5. Welp, finished Catching Fire last night and started Mockingjay, the third book in the trilogy. I was pretty confused up until the end, but then it was tied together nicely. Let’s see how the next book goes (:
Just finished this book that a ton of people recommended to me. All the talking up of this book just made me more critical of it,though. Certainly much better than the movie and a nice read. On to the next book in the trilogy(:
I’ve bought and read thoroughly two books of poetry by Andrea Gibson on my kindle: Pole Dancing to Gospel Hymns and The Madness Vase. I’ve read both books of poems in order but find myself going back to some of them over and over again digging for me. I would definitely recommend Gibson’s work to anyone with interest in modern poetry as well as LGBTQ rights, as well as other contemporary issues. She also has recordings of her performing the poems. Next investment (:
The Bell Jar by Sylvia Plath
Two of my best friends actually recommended this book to me about a month ago. One wrote a research paper on Sylvia Plath, to the other, this book has simply been a favorite.

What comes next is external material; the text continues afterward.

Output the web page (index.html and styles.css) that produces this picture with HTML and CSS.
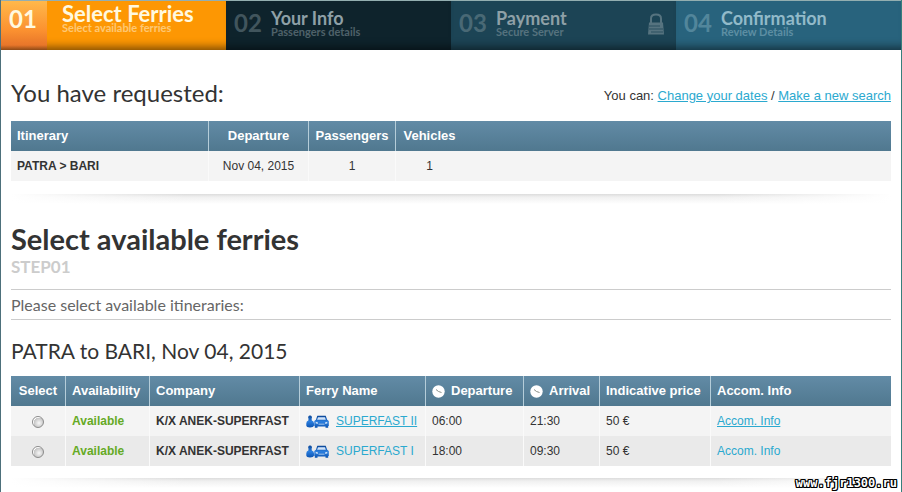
FILE: index.html
```
<!DOCTYPE html>
<html lang="en">
<head>
  <meta charset="UTF-8">
  <title>Select available ferries</title>
  <link rel="stylesheet" href="styles.css">
</head>
<body>

  <svg class="sprites" aria-hidden="true">
    <linearGradient id="blue" x1="0" y1="0" x2="0" y2="1">
      <stop offset="0" stop-color="#0a4595"/>
      <stop offset="0.5" stop-color="#2b7fe0"/>
      <stop offset="1" stop-color="#0c53b0"/>
    </linearGradient>
    <symbol id="clock" viewBox="0 0 13 13">
      <circle cx="6.5" cy="6.5" r="6.2" fill="#fff"/>
      <path d="M4 4.500L6.500 6.500L9.500 7.500" fill="none" stroke="#8a8f88" stroke-width="1"/>
    </symbol>
    <symbol id="car" viewBox="0 0 23 13">
      <path d="M4 0.500a1.800 2 0 0 1 1.600 3.200L5.800 5.400Q8 6 8 8.600v2Q7.500 12.500 4 12.500T0.300 10.600v-2Q0.300 6 2.400 5.400L2.500 3.700A1.800 2 0 0 1 4 0.500z" fill="url(#blue)"/>
      <path d="M11.300 0.800h8.400l1.500 4 1.600 1.200v5h-.6v1.800h-2.700V11.400h-8v1.400H8.800V11h-.5V6l1.600-1.200z" fill="url(#blue)"/>
      <path d="M12 2.300h7l.8 2.400h-8.700z" fill="#cfe2f8"/>
      <path d="M9.700 6.800l2.300.7v1.300l-2.300-.4zM21.300 6.800l-2.300.7v1.300l2.300-.4zM12.500 8.800h6v.7h-6z" fill="#cfe2f8"/>
    </symbol>
  </svg>

  <div class="page">
    <ol class="steps">
      <li class="step step-1 active">
        <span class="num">01</span>
        <div class="label">
          <div class="name">Select Ferries</div>
          <div class="hint">Select available ferries</div>
        </div>
      </li>
      <li class="step step-2">
        <span class="num">02</span>
        <div class="label">
          <div class="name">Your Info</div>
          <div class="hint">Passengers details</div>
        </div>
      </li>
      <li class="step step-3">
        <span class="num">03</span>
        <div class="label">
          <div class="name">Payment</div>
          <div class="hint">Secure Server</div>
        </div>
        <svg class="lock" viewBox="0 0 16 22" aria-hidden="true">
          <path d="M3 10V5.500Q3 1.500 8 1.500T13 5.500V10" fill="none" stroke="#56737f" stroke-width="2"/>
          <path d="M1 9.500h14l1 12H0z" fill="#56737f"/>
          <path d="M1 13h11M1 16h14M3 19h12" stroke="#2b5160"/>
        </svg>
      </li>
      <li class="step step-4">
        <span class="num">04</span>
        <div class="label">
          <div class="name">Confirmation</div>
          <div class="hint">Review Details</div>
        </div>
      </li>
    </ol>

    <main class="content">
      <div class="request-head">
        <h2>You have requested:</h2>
        <p>You can: <a href="#">Change your dates</a> / <a href="#">Make a new search</a></p>
      </div>

      <table class="grid request">
        <colgroup>
          <col class="c-itinerary"><col class="c-date"><col class="c-pass"><col class="c-veh"><col>
        </colgroup>
        <thead>
          <tr><th>Itinerary</th><th>Departure</th><th>Passengers</th><th>Vehicles</th><td></td></tr>
        </thead>
        <tbody>
          <tr><td><b>PATRA &gt; BARI</b></td><td>Nov 04, 2015</td><td>1</td><td>1</td><td></td></tr>
        </tbody>
      </table>
      <div class="shadow"></div>

      <h1>Select available ferries</h1>
      <div class="step-no">STEP01</div>
      <p class="notice">Please select available itineraries:</p>

      <h3>PATRA to BARI, Nov 04, 2015</h3>
      <table class="grid ferries">
        <colgroup>
          <col class="c-select"><col class="c-avail"><col class="c-company"><col class="c-ferry"><col class="c-dep"><col class="c-arr"><col class="c-price"><col>
        </colgroup>
        <thead>
          <tr>
            <th>Select</th>
            <th>Availability</th>
            <th>Company</th>
            <th>Ferry Name</th>
            <th><svg class="clock"><use href="#clock"/></svg>Departure</th>
            <th><svg class="clock"><use href="#clock"/></svg>Arrival</th>
            <th>Indicative price</th>
            <th>Accom. Info</th>
          </tr>
        </thead>
        <tbody>
          <tr>
            <td><input type="radio" name="ferry" aria-label="SUPERFAST II, 06:00"></td>
            <td class="available">Available</td>
            <td><b>K/X ANEK-SUPERFAST</b></td>
            <td><svg class="car"><use href="#car"/></svg><a href="#">SUPERFAST II</a></td>
            <td>06:00</td>
            <td>21:30</td>
            <td>50 €</td>
            <td><a href="#">Accom. Info</a></td>
          </tr>
          <tr>
            <td><input type="radio" name="ferry" aria-label="SUPERFAST I, 18:00"></td>
            <td class="available">Available</td>
            <td><b>K/X ANEK-SUPERFAST</b></td>
            <td><svg class="car"><use href="#car"/></svg><a href="#">SUPERFAST I</a></td>
            <td>18:00</td>
            <td>09:30</td>
            <td>50 €</td>
            <td><a href="#">Accom. Info</a></td>
          </tr>
        </tbody>
      </table>
      <div class="shadow"></div>
    </main>

    <div class="watermark">www.fjr1300.ru</div>
  </div>

</body>
</html>
```

FILE: styles.css
```
* {
  box-sizing: border-box;
}
body {
  margin: 0;
  font-family: "Liberation Sans", Arial, sans-serif;
  font-size: 12px;
  color: #333;
  background: #fff;
}
h1, h2, h3, p, ol {
  margin: 0;
  padding: 0;
}
a {
  color: #2ba9cf;
}
.sprites {
  position: absolute;
  width: 0;
  height: 0;
}
.page {
  position: relative;
  min-height: 100vh;
  border-left: 1px solid #4d707b;
  border-right: 1px solid #377f7c;
}

/* step bar */
.steps {
  display: flex;
  list-style: none;
  height: 50px;
  border-top: 1px solid #93aeb0;
  font-family: Lato, sans-serif;
  font-weight: bold;
}
.step {
  width: 25%;
  display: flex;
  align-items: flex-start;
  padding: 8px 12px 0 8px;
  color: #8ea0a7;
  box-shadow: inset 0 -10px 8px -7px rgba(0, 0, 0, 0.5);
}
.step .num {
  width: 37px;
  font-size: 24px;
  line-height: 28px;
  opacity: 0.4;
}
.step .name {
  font-size: 18px;
  line-height: 18px;
}
.step .hint {
  font-size: 11px;
  line-height: 9px;
  opacity: 0.5;
}
.step-2 {
  background: #0e232c;
}
.step-3 {
  background: #1c4455;
}
.step-4 {
  background: #28637d;
  color: #92bac9;
}
.step.active {
  padding: 0;
  background: #fd9703;
  color: #fff9e0;
}
.active .num {
  width: 46px;
  height: 49px;
  padding: 4px 8px;
  background: linear-gradient(#ffb84a, #fb9130 60%, #e8762a 90%, #8e4a16);
  opacity: 1;
}
.active .label {
  padding: 2px 0 0 15px;
}
.active .name {
  font-size: 22px;
  line-height: 22px;
}
.active .hint {
  line-height: 6px;
}
.lock {
  width: 16px;
  height: 22px;
  margin: 4px 0 0 auto;
}

/* headings */
.content {
  padding: 26px 10px 0;
}
.request-head {
  display: flex;
  justify-content: space-between;
  align-items: flex-start;
  height: 45px;
}
.request-head p {
  padding-top: 12px;
  font-size: 13px;
}
h1, h2, h3, .step-no, .notice {
  font-family: Lato, sans-serif;
}
h2 {
  font-size: 24px;
  line-height: 34px;
  font-weight: normal;
}
h1 {
  margin-top: 7px;
  font-size: 29px;
  line-height: 36px;
}
.step-no {
  font-size: 17px;
  line-height: 20px;
  font-weight: bold;
  color: #ccc;
}
.notice {
  margin-top: 12px;
  border: 1px solid #ccc;
  border-width: 1px 0;
  font-size: 16px;
  line-height: 29px;
  color: #666;
}
h3 {
  padding: 16px 0 10px;
  font-size: 21px;
  line-height: 30px;
  font-weight: normal;
}

/* tables */
.grid {
  width: 100%;
  table-layout: fixed;
  border-collapse: separate;
  border-spacing: 0;
}
.grid th, .grid td {
  height: 30px;
  padding: 0 0 0 6px;
  border-left: 1px solid #fafafa;
  text-align: left;
  white-space: nowrap;
}
.grid thead {
  color: #fff;
}
.grid thead th, .grid thead td {
  background: linear-gradient(#628ba6, #50788f);
  border-color: #b5cdd9;
}
.grid th:first-child, .grid td:first-child {
  border-left: 0;
}
.grid tbody td {
  background: #f4f4f4;
}
.grid tbody tr:nth-child(2) td {
  background: #eaeaea;
}
.grid th {
  padding-bottom: 1px;
  font-size: 13px;
}
.request th:not(:first-child), .request td:not(:first-child) {
  padding-left: 0;
  text-align: center;
}
.request tr > :last-child {
  border-left: 0;
}
.c-itinerary { width: 197px; }
.c-date { width: 100px; }
.c-pass { width: 87px; }
.c-veh { width: 68px; }
.c-select { width: 54px; }
.c-avail { width: 84px; }
.c-company { width: 150px; }
.c-ferry { width: 126px; }
.c-dep { width: 98px; }
.c-arr { width: 76px; }
.c-price { width: 111px; }

.ferries th:first-child, .ferries td:first-child {
  padding-left: 0;
  text-align: center;
}
.ferries .available {
  color: #65aa25;
  font-weight: bold;
}
.ferries tr:nth-child(2) a {
  text-decoration: none;
}
.ferries input {
  appearance: none;
  width: 12px;
  height: 12px;
  margin: 0;
  border: 1px solid #8b8b8b;
  border-radius: 50%;
  background: radial-gradient(circle at 60% 60%, #f8f8f8, #c4c4c4 60%, #fff 65%);
  vertical-align: middle;
}
.clock {
  width: 13px;
  height: 13px;
  margin-right: 6px;
  vertical-align: -3px;
}
.car {
  width: 23px;
  height: 13px;
  margin-right: 7px;
  vertical-align: -3px;
}
.shadow {
  height: 20px;
  margin-top: 13px;
  background:
    linear-gradient(90deg, #fff, transparent 20%, transparent 80%, #fff),
    linear-gradient(#dcdcdc, #f0f0f0 3px, #fff 10px);
}
.ferries + .shadow {
  height: 12px;
  margin-top: 12px;
}

.watermark {
  position: absolute;
  right: 4px;
  bottom: 2px;
  font: bold 12px/14px "DejaVu Sans Mono", monospace;
  color: #fff;
  text-shadow: 1px 0 #000, -1px 0 #000, 0 1px #000, 0 -1px #000, 1px 1px #000, -1px -1px #000, 1px -1px #000, -1px 1px #000;
}
```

Although it was first published in England in the early 1960’s, this book honestly feels like it’s written in 2011. It honestly feels timeless, which emphasizes and reiterates the message of the bell jar even more. Definitely enjoyed this book. The end, as she plunged into madness, was very saddening and even painful to read, but so beyond beautiful written. I totally recommend it.
Well, I just finished my first book since adding this goal. I actually read it for pleasure (: No required reading here! It was a memoir called Skin Game by Caroline Kettlewell. Good beginning, slightly bored by the middle, and pretty powerful ending.